DATA EXCERPT>

— start —

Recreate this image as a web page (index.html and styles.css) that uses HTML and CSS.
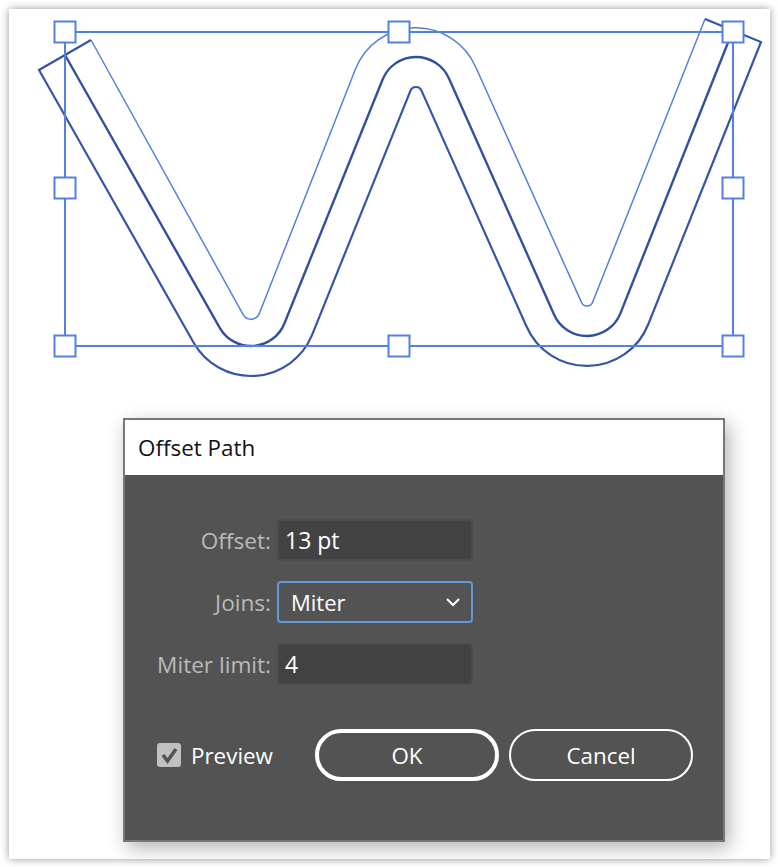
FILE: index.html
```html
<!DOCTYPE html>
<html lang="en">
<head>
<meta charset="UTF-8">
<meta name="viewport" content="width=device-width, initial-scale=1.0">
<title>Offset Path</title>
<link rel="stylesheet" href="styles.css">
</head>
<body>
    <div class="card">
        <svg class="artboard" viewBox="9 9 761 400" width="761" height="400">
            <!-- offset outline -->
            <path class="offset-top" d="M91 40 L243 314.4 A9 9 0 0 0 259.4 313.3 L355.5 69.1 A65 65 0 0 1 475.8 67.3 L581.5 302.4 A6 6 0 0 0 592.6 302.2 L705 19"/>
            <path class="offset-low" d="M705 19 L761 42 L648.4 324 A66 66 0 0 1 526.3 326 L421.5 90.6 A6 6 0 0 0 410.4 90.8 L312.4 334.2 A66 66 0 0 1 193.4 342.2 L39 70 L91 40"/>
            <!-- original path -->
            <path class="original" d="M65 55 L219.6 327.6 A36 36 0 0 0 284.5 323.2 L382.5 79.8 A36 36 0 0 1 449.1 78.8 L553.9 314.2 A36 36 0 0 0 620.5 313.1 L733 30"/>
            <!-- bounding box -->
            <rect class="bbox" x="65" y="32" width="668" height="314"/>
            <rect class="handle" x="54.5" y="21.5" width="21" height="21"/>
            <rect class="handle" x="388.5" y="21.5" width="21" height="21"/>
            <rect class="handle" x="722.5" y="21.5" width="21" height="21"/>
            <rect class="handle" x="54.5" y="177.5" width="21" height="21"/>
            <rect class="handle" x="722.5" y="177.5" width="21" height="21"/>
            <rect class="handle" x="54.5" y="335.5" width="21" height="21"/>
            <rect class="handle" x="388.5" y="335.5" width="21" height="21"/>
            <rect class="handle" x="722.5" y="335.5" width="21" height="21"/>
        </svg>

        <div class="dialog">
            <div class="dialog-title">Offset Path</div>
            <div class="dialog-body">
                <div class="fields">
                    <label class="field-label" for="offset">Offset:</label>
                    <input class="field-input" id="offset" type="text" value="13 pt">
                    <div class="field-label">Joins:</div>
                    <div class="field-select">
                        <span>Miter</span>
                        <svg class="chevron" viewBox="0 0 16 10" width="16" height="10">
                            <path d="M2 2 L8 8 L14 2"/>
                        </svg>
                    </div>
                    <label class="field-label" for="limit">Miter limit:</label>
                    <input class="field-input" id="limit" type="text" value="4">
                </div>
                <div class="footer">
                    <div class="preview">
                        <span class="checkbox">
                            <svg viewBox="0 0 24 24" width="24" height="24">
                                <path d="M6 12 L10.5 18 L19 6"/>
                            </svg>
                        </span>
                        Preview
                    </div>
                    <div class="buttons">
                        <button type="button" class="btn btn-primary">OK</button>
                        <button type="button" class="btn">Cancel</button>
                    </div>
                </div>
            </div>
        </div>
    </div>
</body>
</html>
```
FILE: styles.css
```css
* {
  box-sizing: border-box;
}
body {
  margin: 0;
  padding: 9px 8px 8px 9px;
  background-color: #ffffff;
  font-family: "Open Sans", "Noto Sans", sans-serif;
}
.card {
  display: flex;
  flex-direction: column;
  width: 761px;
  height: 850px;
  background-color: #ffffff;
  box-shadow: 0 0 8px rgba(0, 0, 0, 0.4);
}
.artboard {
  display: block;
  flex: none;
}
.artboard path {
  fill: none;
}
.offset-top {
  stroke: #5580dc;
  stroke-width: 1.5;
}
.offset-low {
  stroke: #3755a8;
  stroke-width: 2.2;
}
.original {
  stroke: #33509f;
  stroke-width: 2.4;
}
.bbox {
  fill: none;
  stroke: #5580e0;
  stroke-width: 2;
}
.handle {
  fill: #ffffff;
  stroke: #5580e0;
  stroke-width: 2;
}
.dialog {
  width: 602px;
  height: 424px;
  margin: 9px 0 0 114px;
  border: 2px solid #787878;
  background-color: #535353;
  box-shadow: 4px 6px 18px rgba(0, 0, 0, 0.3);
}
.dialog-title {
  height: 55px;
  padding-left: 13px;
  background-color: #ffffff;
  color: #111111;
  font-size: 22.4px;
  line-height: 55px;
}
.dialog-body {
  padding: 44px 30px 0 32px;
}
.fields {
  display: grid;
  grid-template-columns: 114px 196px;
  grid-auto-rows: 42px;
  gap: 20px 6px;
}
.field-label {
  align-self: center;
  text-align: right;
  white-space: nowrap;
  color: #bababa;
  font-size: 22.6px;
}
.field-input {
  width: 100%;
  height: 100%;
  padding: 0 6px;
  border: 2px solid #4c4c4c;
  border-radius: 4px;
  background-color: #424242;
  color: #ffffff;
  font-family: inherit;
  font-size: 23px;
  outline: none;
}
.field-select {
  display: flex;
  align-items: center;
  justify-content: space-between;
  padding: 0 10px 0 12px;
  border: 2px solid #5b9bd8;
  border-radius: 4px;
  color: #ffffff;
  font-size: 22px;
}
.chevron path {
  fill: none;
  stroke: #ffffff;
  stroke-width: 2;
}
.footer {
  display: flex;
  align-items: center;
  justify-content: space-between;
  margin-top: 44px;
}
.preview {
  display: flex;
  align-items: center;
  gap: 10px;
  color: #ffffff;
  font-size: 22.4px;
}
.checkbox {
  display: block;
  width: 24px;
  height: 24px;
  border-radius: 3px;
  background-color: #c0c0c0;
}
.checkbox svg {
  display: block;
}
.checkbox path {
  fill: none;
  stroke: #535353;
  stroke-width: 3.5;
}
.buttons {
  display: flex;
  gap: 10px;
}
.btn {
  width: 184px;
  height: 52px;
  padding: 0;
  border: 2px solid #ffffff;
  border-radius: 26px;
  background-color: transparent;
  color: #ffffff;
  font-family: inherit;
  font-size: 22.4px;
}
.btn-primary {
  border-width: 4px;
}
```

— end —

TASK TO COMPLETE> Reproduce every line above as written, skipping pictures.

FINISHED ANSWER>
Recreate this image as a web page (index.html and styles.css) that uses HTML and CSS.
FILE: index.html
```html
<!DOCTYPE html>
<html lang="en">
<head>
<meta charset="UTF-8">
<meta name="viewport" content="width=device-width, initial-scale=1.0">
<title>Offset Path</title>
<link rel="stylesheet" href="styles.css">
</head>
<body>
    <div class="card">
        <svg class="artboard" viewBox="9 9 761 400" width="761" height="400">
            <!-- offset outline -->
            <path class="offset-top" d="M91 40 L243 314.4 A9 9 0 0 0 259.4 313.3 L355.5 69.1 A65 65 0 0 1 475.8 67.3 L581.5 302.4 A6 6 0 0 0 592.6 302.2 L705 19"/>
            <path class="offset-low" d="M705 19 L761 42 L648.4 324 A66 66 0 0 1 526.3 326 L421.5 90.6 A6 6 0 0 0 410.4 90.8 L312.4 334.2 A66 66 0 0 1 193.4 342.2 L39 70 L91 40"/>
            <!-- original path -->
            <path class="original" d="M65 55 L219.6 327.6 A36 36 0 0 0 284.5 323.2 L382.5 79.8 A36 36 0 0 1 449.1 78.8 L553.9 314.2 A36 36 0 0 0 620.5 313.1 L733 30"/>
            <!-- bounding box -->
            <rect class="bbox" x="65" y="32" width="668" height="314"/>
            <rect class="handle" x="54.5" y="21.5" width="21" height="21"/>
            <rect class="handle" x="388.5" y="21.5" width="21" height="21"/>
            <rect class="handle" x="722.5" y="21.5" width="21" height="21"/>
            <rect class="handle" x="54.5" y="177.5" width="21" height="21"/>
            <rect class="handle" x="722.5" y="177.5" width="21" height="21"/>
            <rect class="handle" x="54.5" y="335.5" width="21" height="21"/>
            <rect class="handle" x="388.5" y="335.5" width="21" height="21"/>
            <rect class="handle" x="722.5" y="335.5" width="21" height="21"/>
        </svg>

        <div class="dialog">
            <div class="dialog-title">Offset Path</div>
            <div class="dialog-body">
                <div class="fields">
                    <label class="field-label" for="offset">Offset:</label>
                    <input class="field-input" id="offset" type="text" value="13 pt">
                    <div class="field-label">Joins:</div>
                    <div class="field-select">
                        <span>Miter</span>
                        <svg class="chevron" viewBox="0 0 16 10" width="16" height="10">
                            <path d="M2 2 L8 8 L14 2"/>
                        </svg>
                    </div>
                    <label class="field-label" for="limit">Miter limit:</label>
                    <input class="field-input" id="limit" type="text" value="4">
                </div>
                <div class="footer">
                    <div class="preview">
                        <span class="checkbox">
                            <svg viewBox="0 0 24 24" width="24" height="24">
                                <path d="M6 12 L10.5 18 L19 6"/>
                            </svg>
                        </span>
                        Preview
                    </div>
                    <div class="buttons">
                        <button type="button" class="btn btn-primary">OK</button>
                        <button type="button" class="btn">Cancel</button>
                    </div>
                </div>
            </div>
        </div>
    </div>
</body>
</html>
```
FILE: styles.css
```css
* {
  box-sizing: border-box;
}
body {
  margin: 0;
  padding: 9px 8px 8px 9px;
  background-color: #ffffff;
  font-family: "Open Sans", "Noto Sans", sans-serif;
}
.card {
  display: flex;
  flex-direction: column;
  width: 761px;
  height: 850px;
  background-color: #ffffff;
  box-shadow: 0 0 8px rgba(0, 0, 0, 0.4);
}
.artboard {
  display: block;
  flex: none;
}
.artboard path {
  fill: none;
}
.offset-top {
  stroke: #5580dc;
  stroke-width: 1.5;
}
.offset-low {
  stroke: #3755a8;
  stroke-width: 2.2;
}
.original {
  stroke: #33509f;
  stroke-width: 2.4;
}
.bbox {
  fill: none;
  stroke: #5580e0;
  stroke-width: 2;
}
.handle {
  fill: #ffffff;
  stroke: #5580e0;
  stroke-width: 2;
}
.dialog {
  width: 602px;
  height: 424px;
  margin: 9px 0 0 114px;
  border: 2px solid #787878;
  background-color: #535353;
  box-shadow: 4px 6px 18px rgba(0, 0, 0, 0.3);
}
.dialog-title {
  height: 55px;
  padding-left: 13px;
  background-color: #ffffff;
  color: #111111;
  font-size: 22.4px;
  line-height: 55px;
}
.dialog-body {
  padding: 44px 30px 0 32px;
}
.fields {
  display: grid;
  grid-template-columns: 114px 196px;
  grid-auto-rows: 42px;
  gap: 20px 6px;
}
.field-label {
  align-self: center;
  text-align: right;
  white-space: nowrap;
  color: #bababa;
  font-size: 22.6px;
}
.field-input {
  width: 100%;
  height: 100%;
  padding: 0 6px;
  border: 2px solid #4c4c4c;
  border-radius: 4px;
  background-color: #424242;
  color: #ffffff;
  font-family: inherit;
  font-size: 23px;
  outline: none;
}
.field-select {
  display: flex;
  align-items: center;
  justify-content: space-between;
  padding: 0 10px 0 12px;
  border: 2px solid #5b9bd8;
  border-radius: 4px;
  color: #ffffff;
  font-size: 22px;
}
.chevron path {
  fill: none;
  stroke: #ffffff;
  stroke-width: 2;
}
.footer {
  display: flex;
  align-items: center;
  justify-content: space-between;
  margin-top: 44px;
}
.preview {
  display: flex;
  align-items: center;
  gap: 10px;
  color: #ffffff;
  font-size: 22.4px;
}
.checkbox {
  display: block;
  width: 24px;
  height: 24px;
  border-radius: 3px;
  background-color: #c0c0c0;
}
.checkbox svg {
  display: block;
}
.checkbox path {
  fill: none;
  stroke: #535353;
  stroke-width: 3.5;
}
.buttons {
  display: flex;
  gap: 10px;
}
.btn {
  width: 184px;
  height: 52px;
  padding: 0;
  border: 2px solid #ffffff;
  border-radius: 26px;
  background-color: transparent;
  color: #ffffff;
  font-family: inherit;
  font-size: 22.4px;
}
.btn-primary {
  border-width: 4px;
}
```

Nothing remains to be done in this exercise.